** Start of Dataset excerpt **

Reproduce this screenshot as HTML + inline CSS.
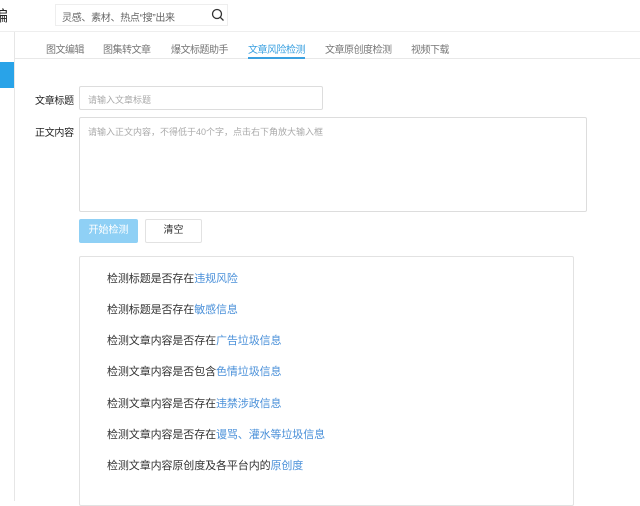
<!DOCTYPE html>
<html><head><meta charset="utf-8"><style>
*{margin:0;padding:0;box-sizing:border-box}
body{width:640px;height:501px;overflow:hidden;background:#fff;font-family:"Liberation Sans","Noto Sans CJK SC",sans-serif;position:relative;color:#333}
.a{position:absolute;white-space:nowrap}
.tab{position:absolute;top:41px;font-size:10px;letter-spacing:-0.5px;color:#777;white-space:nowrap}
.r{position:absolute;left:107px;font-size:11px;letter-spacing:-0.1px;color:#333;white-space:nowrap}
.r span{color:#4a90d9}
</style></head><body>
<div class="a" style="left:-7px;top:5px;font-size:15px;color:#222">编</div>
<div class="a" style="left:55px;top:4px;width:173px;height:22px;border:1px solid #eee;background:#fff"></div>
<div class="a" style="left:62px;top:9px;font-size:10px;letter-spacing:-0.3px;color:#666">灵感、素材、热点“搜”出来</div>
<svg class="a" style="left:211px;top:8px" width="14" height="14" viewBox="0 0 14 14"><circle cx="6" cy="6" r="4.5" fill="none" stroke="#333" stroke-width="1.3"/><line x1="9.3" y1="9.3" x2="12.5" y2="12.5" stroke="#333" stroke-width="1.3"/></svg>
<div class="a" style="left:0;top:31px;width:640px;height:1px;background:#eee"></div>
<div class="a" style="left:14px;top:32px;width:1px;height:469px;background:#e6e6e6"></div>
<div class="a" style="left:0;top:62px;width:14px;height:26px;background:#29a3e8"></div>
<div class="a" style="left:15px;top:58px;width:625px;height:1px;background:#e8e8e8"></div>
<div class="tab" style="left:46px">图文编辑</div>
<div class="tab" style="left:103px">图集转文章</div>
<div class="tab" style="left:171px">爆文标题助手</div>
<div class="tab" style="left:248px;color:#3aa0e0">文章风险检测</div>
<div class="a" style="left:248px;top:57px;width:57px;height:2px;background:#3aa0e0"></div>
<div class="tab" style="left:325px">文章原创度检测</div>
<div class="tab" style="left:411px">视频下载</div>
<div class="a" style="left:35px;top:92px;font-size:10px;letter-spacing:-0.3px;color:#222">文章标题</div>
<div class="a" style="left:79px;top:86px;width:244px;height:24px;border:1px solid #ddd;border-radius:2px"></div>
<div class="a" style="left:88px;top:93px;font-size:9px;color:#aaa">请输入文章标题</div>
<div class="a" style="left:35px;top:124px;font-size:10px;letter-spacing:-0.3px;color:#222">正文内容</div>
<div class="a" style="left:79px;top:117px;width:508px;height:95px;border:1px solid #ddd;border-radius:2px"></div>
<div class="a" style="left:88px;top:125px;font-size:9px;color:#aaa">请输入正文内容，不得低于40个字，点击右下角放大输入框</div>
<div class="a" style="left:79px;top:219px;width:59px;height:24px;background:#8fd0f5;border-radius:2px;color:#fff;font-size:10px;text-align:center;line-height:24px">开始检测</div>
<div class="a" style="left:145px;top:219px;width:57px;height:24px;border:1px solid #e2e2e2;border-radius:2px;color:#333;font-size:10px;text-align:center;line-height:22px">清空</div>
<div class="a" style="left:79px;top:256px;width:495px;height:250px;border:1px solid #e2e2e2;border-radius:2px"></div>
<div class="r" style="top:270px">检测标题是否存在<span>违规风险</span></div>
<div class="r" style="top:301px">检测标题是否存在<span>敏感信息</span></div>
<div class="r" style="top:332px">检测文章内容是否存在<span>广告垃圾信息</span></div>
<div class="r" style="top:363px">检测文章内容是否包含<span>色情垃圾信息</span></div>
<div class="r" style="top:395px">检测文章内容是否存在<span>违禁涉政信息</span></div>
<div class="r" style="top:426px">检测文章内容是否存在<span>谩骂、灌水等垃圾信息</span></div>
<div class="r" style="top:457px">检测文章内容原创度及各平台内的<span>原创度</span></div>
</body></html>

** End of Dataset excerpt **

▸ Exercise objective
Repeat the material above word for word, please, apart from its images.

▸ Exercise response
Reproduce this screenshot as HTML + inline CSS.
<!DOCTYPE html>
<html><head><meta charset="utf-8"><style>
*{margin:0;padding:0;box-sizing:border-box}
body{width:640px;height:501px;overflow:hidden;background:#fff;font-family:"Liberation Sans","Noto Sans CJK SC",sans-serif;position:relative;color:#333}
.a{position:absolute;white-space:nowrap}
.tab{position:absolute;top:41px;font-size:10px;letter-spacing:-0.5px;color:#777;white-space:nowrap}
.r{position:absolute;left:107px;font-size:11px;letter-spacing:-0.1px;color:#333;white-space:nowrap}
.r span{color:#4a90d9}
</style></head><body>
<div class="a" style="left:-7px;top:5px;font-size:15px;color:#222">编</div>
<div class="a" style="left:55px;top:4px;width:173px;height:22px;border:1px solid #eee;background:#fff"></div>
<div class="a" style="left:62px;top:9px;font-size:10px;letter-spacing:-0.3px;color:#666">灵感、素材、热点“搜”出来</div>
<svg class="a" style="left:211px;top:8px" width="14" height="14" viewBox="0 0 14 14"><circle cx="6" cy="6" r="4.5" fill="none" stroke="#333" stroke-width="1.3"/><line x1="9.3" y1="9.3" x2="12.5" y2="12.5" stroke="#333" stroke-width="1.3"/></svg>
<div class="a" style="left:0;top:31px;width:640px;height:1px;background:#eee"></div>
<div class="a" style="left:14px;top:32px;width:1px;height:469px;background:#e6e6e6"></div>
<div class="a" style="left:0;top:62px;width:14px;height:26px;background:#29a3e8"></div>
<div class="a" style="left:15px;top:58px;width:625px;height:1px;background:#e8e8e8"></div>
<div class="tab" style="left:46px">图文编辑</div>
<div class="tab" style="left:103px">图集转文章</div>
<div class="tab" style="left:171px">爆文标题助手</div>
<div class="tab" style="left:248px;color:#3aa0e0">文章风险检测</div>
<div class="a" style="left:248px;top:57px;width:57px;height:2px;background:#3aa0e0"></div>
<div class="tab" style="left:325px">文章原创度检测</div>
<div class="tab" style="left:411px">视频下载</div>
<div class="a" style="left:35px;top:92px;font-size:10px;letter-spacing:-0.3px;color:#222">文章标题</div>
<div class="a" style="left:79px;top:86px;width:244px;height:24px;border:1px solid #ddd;border-radius:2px"></div>
<div class="a" style="left:88px;top:93px;font-size:9px;color:#aaa">请输入文章标题</div>
<div class="a" style="left:35px;top:124px;font-size:10px;letter-spacing:-0.3px;color:#222">正文内容</div>
<div class="a" style="left:79px;top:117px;width:508px;height:95px;border:1px solid #ddd;border-radius:2px"></div>
<div class="a" style="left:88px;top:125px;font-size:9px;color:#aaa">请输入正文内容，不得低于40个字，点击右下角放大输入框</div>
<div class="a" style="left:79px;top:219px;width:59px;height:24px;background:#8fd0f5;border-radius:2px;color:#fff;font-size:10px;text-align:center;line-height:24px">开始检测</div>
<div class="a" style="left:145px;top:219px;width:57px;height:24px;border:1px solid #e2e2e2;border-radius:2px;color:#333;font-size:10px;text-align:center;line-height:22px">清空</div>
<div class="a" style="left:79px;top:256px;width:495px;height:250px;border:1px solid #e2e2e2;border-radius:2px"></div>
<div class="r" style="top:270px">检测标题是否存在<span>违规风险</span></div>
<div class="r" style="top:301px">检测标题是否存在<span>敏感信息</span></div>
<div class="r" style="top:332px">检测文章内容是否存在<span>广告垃圾信息</span></div>
<div class="r" style="top:363px">检测文章内容是否包含<span>色情垃圾信息</span></div>
<div class="r" style="top:395px">检测文章内容是否存在<span>违禁涉政信息</span></div>
<div class="r" style="top:426px">检测文章内容是否存在<span>谩骂、灌水等垃圾信息</span></div>
<div class="r" style="top:457px">检测文章内容原创度及各平台内的<span>原创度</span></div>
</body></html>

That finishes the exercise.